Trigonometric identities are fundamental mathematical equations involving trigonometric functions. These equations are always true for all values of the included variables. They help simplify and manipulate expressions in trigonometry.
For instance, one crucial identity used here is the sine addition formula, expressed as:

• \(\sin(a + b) = \sin a \cos b + \cos a \sin b\)

This identity allows us to combine products of sine and cosine terms into a single sine function. It simplifies complex trigonometric equations by reducing their terms, thus making it easier to solve them.
An understanding of trigonometric identities is essential when solving equations where expressions need to be rewritten or rearranged using these identities. They are the backbone for solving many trigonometric equations efficiently.
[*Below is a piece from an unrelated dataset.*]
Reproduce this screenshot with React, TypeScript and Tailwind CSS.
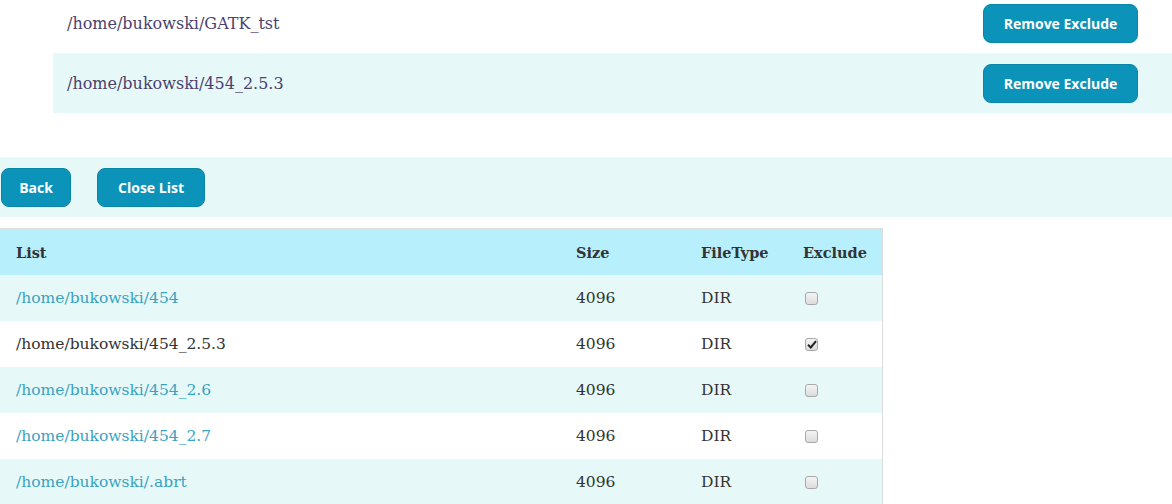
import React from "react";

const serif = { fontFamily: '"DejaVu Serif", serif' };

function Btn({ children, className = "" }: { children: React.ReactNode; className?: string }) {
  return (
    <button
      className={`h-[39px] rounded-[8px] bg-[#0c93b9] text-white font-bold text-[14px] border border-[#0a86a8] ${className}`}
      style={{ fontFamily: '"Open Sans", sans-serif' }}
    >
      {children}
    </button>
  );
}

function Check({ checked }: { checked?: boolean }) {
  return (
    <span className="inline-flex w-[13px] h-[13px] rounded-[3px] border border-[#a9a9a9] bg-gradient-to-b from-[#f4f4f4] to-[#dcdcdc] items-center justify-center">
      {checked && (
        <svg width="10" height="9" viewBox="0 0 10 9">
          <path d="M1 4.8 L3.8 7.5 L9 1.2" fill="none" stroke="#222" strokeWidth="2" />
        </svg>
      )}
    </span>
  );
}

const rows = [
  { p: "/home/bukowski/454", link: true, checked: false },
  { p: "/home/bukowski/454_2.5.3", link: false, checked: true },
  { p: "/home/bukowski/454_2.6", link: true, checked: false },
  { p: "/home/bukowski/454_2.7", link: true, checked: false },
  { p: "/home/bukowski/.abrt", link: true, checked: false },
];

export default function App() {
  return (
    <div className="w-[1172px] h-[504px] overflow-hidden bg-white" style={serif}>
      <div className="ml-[53px] -mt-[7px]">
        <div className="h-[60px] flex items-center justify-between pl-[14px] pr-[34px]">
          <span className="text-[16px] text-[#4b3f6e] pt-[2px]">/home/bukowski/GATK_tst</span>
          <Btn className="w-[155px] mt-[1px]">Remove Exclude</Btn>
        </div>
        <div className="h-[60px] flex items-center justify-between pl-[14px] pr-[34px] bg-[#e6f9f8]">
          <span className="text-[16px] text-[#4b3f6e] pt-[2px]">/home/bukowski/454_2.5.3</span>
          <Btn className="w-[155px]">Remove Exclude</Btn>
        </div>
      </div>
      <div className="mt-[44px] h-[60px] bg-[#e6f9f8] flex items-center gap-[26px] pl-[1px]">
        <Btn className="w-[70px]">Back</Btn>
        <Btn className="w-[108px]">Close List</Btn>
      </div>
      <div className="mt-[11px] w-[883px] border-t border-r border-[#dddddd]">
        <div className="h-[46px] bg-[#b7effd] flex items-center font-bold text-[14.5px] text-[#333] pt-[1px]">
          <div className="w-[560px] pl-[16px]">List</div>
          <div className="w-[125px] pl-[16px]">Size</div>
          <div className="w-[102px] pl-[16px]">FileType</div>
          <div className="pl-[16px]">Exclude</div>
        </div>
        {rows.map((r, i) => (
          <div
            key={r.p}
            className={`h-[46px] flex items-center text-[15.5px] text-[#333] ${i % 2 === 0 ? "bg-[#e6f9f8]" : "bg-white"}`}
          >
            <div className={`w-[560px] pl-[16px] pt-[2px] ${r.link ? "text-[#3aa2c2]" : "text-[#333]"}`}>{r.p}</div>
            <div className="w-[125px] pl-[16px] pt-[2px]">4096</div>
            <div className="w-[102px] pl-[16px] pt-[2px]">DIR</div>
            <div className="pl-[18px] flex items-center">
              <Check checked={r.checked} />
            </div>
          </div>
        ))}
      </div>
    </div>
  );
}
The sine function is one of the primary trigonometric functions and is often notated as \(\sin\). It represents the y-coordinate of a point on the unit circle where an angle \(\theta\) meets the circle, describing a wave-like pattern.
The sine function is periodic, with a period of \(2\pi\). It oscillates between -1 and 1.
Key properties of the sine function include:

• It is an odd function: \(\sin(-x) = -\sin(x)\).
• It has symmetry about the origin.
• The value \(\sin x = -\frac{1}{2}\) can happen at specific angles such as \(x = \frac{7\pi}{6}\) and \(x = \frac{11\pi}{6}\) in one full cycle.
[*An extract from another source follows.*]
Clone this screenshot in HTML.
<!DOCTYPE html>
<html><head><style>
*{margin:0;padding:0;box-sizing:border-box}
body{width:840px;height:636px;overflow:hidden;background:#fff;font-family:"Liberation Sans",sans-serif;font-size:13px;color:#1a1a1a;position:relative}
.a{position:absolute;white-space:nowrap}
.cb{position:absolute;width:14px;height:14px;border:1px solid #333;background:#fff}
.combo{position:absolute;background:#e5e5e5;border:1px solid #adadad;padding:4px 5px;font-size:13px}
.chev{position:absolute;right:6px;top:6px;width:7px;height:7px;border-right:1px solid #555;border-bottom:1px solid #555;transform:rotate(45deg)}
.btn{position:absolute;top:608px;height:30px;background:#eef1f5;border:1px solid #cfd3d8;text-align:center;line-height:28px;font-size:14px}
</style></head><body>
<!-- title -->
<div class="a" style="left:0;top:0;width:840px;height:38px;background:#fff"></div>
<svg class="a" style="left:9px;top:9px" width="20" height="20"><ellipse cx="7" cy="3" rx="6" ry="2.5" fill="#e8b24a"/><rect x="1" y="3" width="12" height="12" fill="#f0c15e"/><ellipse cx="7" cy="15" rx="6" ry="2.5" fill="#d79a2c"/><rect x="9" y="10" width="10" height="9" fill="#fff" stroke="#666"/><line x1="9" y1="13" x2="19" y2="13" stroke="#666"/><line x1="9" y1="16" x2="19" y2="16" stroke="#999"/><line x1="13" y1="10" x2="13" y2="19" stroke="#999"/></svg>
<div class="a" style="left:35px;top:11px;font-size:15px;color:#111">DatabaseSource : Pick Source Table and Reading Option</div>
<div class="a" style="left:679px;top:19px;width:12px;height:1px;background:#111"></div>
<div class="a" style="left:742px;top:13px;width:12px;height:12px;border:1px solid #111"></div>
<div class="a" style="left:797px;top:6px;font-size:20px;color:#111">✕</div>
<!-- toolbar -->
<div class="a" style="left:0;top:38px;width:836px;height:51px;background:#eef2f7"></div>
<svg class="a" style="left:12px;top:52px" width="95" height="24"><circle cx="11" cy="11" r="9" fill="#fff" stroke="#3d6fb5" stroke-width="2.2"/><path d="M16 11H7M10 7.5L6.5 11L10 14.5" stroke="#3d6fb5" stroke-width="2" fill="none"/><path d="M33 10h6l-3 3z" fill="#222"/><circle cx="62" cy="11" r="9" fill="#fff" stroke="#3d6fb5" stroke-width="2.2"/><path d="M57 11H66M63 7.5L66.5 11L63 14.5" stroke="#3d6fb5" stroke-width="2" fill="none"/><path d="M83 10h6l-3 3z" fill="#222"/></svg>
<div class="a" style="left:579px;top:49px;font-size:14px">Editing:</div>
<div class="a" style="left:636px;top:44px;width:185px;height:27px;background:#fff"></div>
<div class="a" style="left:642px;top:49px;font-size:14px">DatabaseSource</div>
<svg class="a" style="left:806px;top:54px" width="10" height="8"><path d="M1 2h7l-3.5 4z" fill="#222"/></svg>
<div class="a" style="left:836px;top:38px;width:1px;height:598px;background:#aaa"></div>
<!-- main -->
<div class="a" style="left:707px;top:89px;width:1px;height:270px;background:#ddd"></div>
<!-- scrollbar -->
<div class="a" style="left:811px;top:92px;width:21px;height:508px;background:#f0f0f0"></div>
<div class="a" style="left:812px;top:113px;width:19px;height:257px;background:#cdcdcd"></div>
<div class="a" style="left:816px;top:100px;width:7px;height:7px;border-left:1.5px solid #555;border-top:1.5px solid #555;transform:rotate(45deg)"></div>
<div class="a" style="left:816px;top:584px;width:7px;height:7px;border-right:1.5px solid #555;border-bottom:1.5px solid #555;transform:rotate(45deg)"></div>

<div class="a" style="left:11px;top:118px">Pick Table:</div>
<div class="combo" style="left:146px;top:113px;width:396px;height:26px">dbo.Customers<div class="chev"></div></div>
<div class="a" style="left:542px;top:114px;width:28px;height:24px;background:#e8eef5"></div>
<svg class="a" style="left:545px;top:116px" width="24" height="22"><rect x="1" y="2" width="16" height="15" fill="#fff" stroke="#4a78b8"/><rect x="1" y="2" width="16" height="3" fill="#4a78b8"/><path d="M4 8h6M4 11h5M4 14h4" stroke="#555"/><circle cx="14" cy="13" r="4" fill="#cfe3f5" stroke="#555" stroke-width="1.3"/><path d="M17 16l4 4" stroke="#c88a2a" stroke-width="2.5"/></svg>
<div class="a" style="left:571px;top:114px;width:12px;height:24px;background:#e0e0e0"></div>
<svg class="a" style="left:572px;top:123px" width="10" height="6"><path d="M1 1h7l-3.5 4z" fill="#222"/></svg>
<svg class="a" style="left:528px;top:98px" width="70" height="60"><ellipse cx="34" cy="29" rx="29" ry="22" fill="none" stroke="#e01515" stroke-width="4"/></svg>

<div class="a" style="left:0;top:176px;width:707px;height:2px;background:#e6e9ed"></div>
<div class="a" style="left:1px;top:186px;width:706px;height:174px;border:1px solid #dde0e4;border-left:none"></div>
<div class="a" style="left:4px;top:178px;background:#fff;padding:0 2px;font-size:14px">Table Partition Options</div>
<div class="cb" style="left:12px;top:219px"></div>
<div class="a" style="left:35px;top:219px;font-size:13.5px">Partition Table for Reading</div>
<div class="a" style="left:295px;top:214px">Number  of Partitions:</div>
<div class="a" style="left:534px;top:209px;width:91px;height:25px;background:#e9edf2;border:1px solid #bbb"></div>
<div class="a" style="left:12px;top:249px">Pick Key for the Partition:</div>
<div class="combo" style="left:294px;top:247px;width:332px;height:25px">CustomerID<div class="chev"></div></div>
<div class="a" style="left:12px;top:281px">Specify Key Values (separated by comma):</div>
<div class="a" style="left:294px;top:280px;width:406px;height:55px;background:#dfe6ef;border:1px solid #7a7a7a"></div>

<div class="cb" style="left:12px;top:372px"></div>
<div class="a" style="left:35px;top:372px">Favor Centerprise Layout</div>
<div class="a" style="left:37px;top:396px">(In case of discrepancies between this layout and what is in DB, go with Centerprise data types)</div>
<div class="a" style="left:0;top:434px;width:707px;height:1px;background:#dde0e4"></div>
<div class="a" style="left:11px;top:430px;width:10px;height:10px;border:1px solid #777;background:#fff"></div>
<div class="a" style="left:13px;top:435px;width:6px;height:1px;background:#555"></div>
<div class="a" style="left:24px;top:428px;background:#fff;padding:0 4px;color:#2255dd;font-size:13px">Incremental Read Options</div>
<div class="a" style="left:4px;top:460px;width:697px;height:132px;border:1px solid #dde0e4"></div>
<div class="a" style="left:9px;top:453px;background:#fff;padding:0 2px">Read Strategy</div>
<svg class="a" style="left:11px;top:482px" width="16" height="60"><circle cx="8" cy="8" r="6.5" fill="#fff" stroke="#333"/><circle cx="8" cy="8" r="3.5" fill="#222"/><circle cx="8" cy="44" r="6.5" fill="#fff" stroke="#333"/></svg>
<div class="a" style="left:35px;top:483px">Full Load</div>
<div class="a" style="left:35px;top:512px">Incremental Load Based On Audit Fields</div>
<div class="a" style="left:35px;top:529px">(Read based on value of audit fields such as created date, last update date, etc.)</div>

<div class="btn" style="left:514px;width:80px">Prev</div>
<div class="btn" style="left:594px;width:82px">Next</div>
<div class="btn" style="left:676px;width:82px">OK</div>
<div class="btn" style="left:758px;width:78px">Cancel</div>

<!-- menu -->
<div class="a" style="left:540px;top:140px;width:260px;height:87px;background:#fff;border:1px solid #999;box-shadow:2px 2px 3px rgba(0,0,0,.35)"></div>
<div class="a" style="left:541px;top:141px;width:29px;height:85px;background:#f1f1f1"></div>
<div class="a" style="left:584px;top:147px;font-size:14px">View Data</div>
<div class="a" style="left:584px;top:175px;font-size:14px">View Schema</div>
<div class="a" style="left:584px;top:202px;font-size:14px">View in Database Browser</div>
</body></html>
Understanding these properties helps in solving trigonometric equations when given specific sine values. Recognizing these angles quickly allows us to identify solutions in various intervals or transform expressions using known identities.

Interval notation is a shorthand method for writing subsets of the real number line and is particularly useful in calculus and algebra.
It uses parentheses \((...)\) and brackets \([...])\) to describe sets of numbers that represent parts of the real line.
Brackets \([...])\) indicate that the endpoint is included \("closed" interval\), while parentheses \((...)\) indicate it is not \("open" interval\).
For example:

• \([0, \pi)\) includes 0 but does not include \(\pi\).
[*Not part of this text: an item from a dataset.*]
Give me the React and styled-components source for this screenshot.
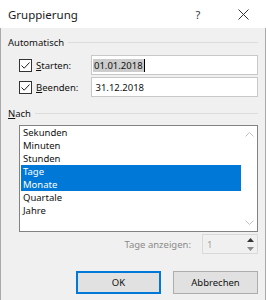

In the context of solving trigonometric equations, defining a specific interval like \([0, \pi)\) helps limit the solutions to only those within the desired range. This is particularly helpful when dealing with periodic functions such as sine and cosine, which repeat over intervals.

Equation solving involves finding values that satisfy the given mathematical equation. In trigonometric equation solving, the challenge often lies in handling periodic functions and identities to find all possible solutions.
For example, when solving an equation like \(\sin 4t = -\frac{1}{2}\), first identify intervals and angles where the equation holds true by using known angles from the unit circle, such as \(\frac{7\pi}{6} + 2k\pi\) and \(\frac{11\pi}{6} + 2k\pi\).
With these general solutions, we move forward to solve for the variable \(t\) in the desired interval \([0, \pi)\). Substitute integers for \(k\) to find particular solutions within this interval. This methodical approach ensures all possible solutions are considered and correctly identified within the predetermined bounds.